EU Proposes Cyber-Security Rules for EU Institutions Amid Rising Cyber Attack Worries

By | March 22, 2022

EU countries should put in place a framework to manage cyber-security risks at EU institutions, the European Commission said on Tuesday, amid concerns about rising cyber attacks that could disrupt key activities and steal sensitive information.

The proposal is part of a package of draft rules by the EU executive called the Cybersecurity Regulation that also aims to create a Cybersecurity Board to monitor the implementation of the new rules.

“In a connected environment, a single cyber-security incident can affect an entire organization. This is why it is critical to build a strong shield against cyber threats and incidents that could disturb our capacity to act,” Budget Commissioner Johannes Hahn said in a statement.
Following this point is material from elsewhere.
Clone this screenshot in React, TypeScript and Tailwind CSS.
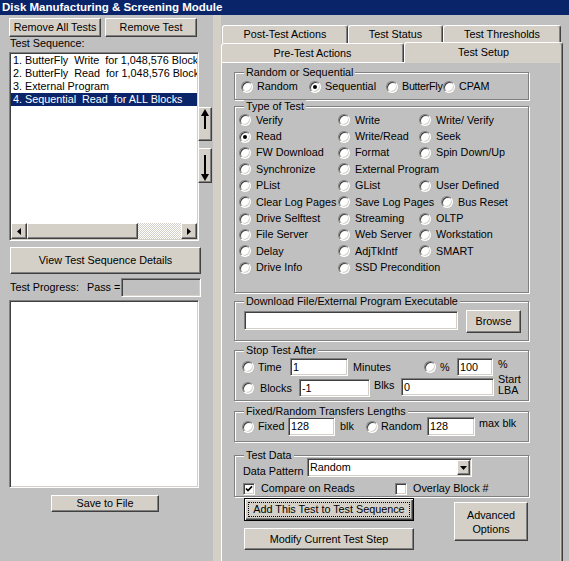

Under the draft rules, all EU institutions, bodies and agencies will have to identify cyber-security risks, set up a plan to improve their cyber security, do regular assessments and share details about incidents.

The commission also proposed an information security regulation that will create a minimum set of rules and standards for all EU institutions.

Governments have warned for weeks that Russia or its allies could carry out cyber attacks in retribution for sanctions, leading banks to increase monitoring, scenario-planning and line up extra staff in case hostile activity surges.

Earlier this month, EU ministers called for the setting up of a cyber-security emergency response fund to counter large-scale cyber attacks.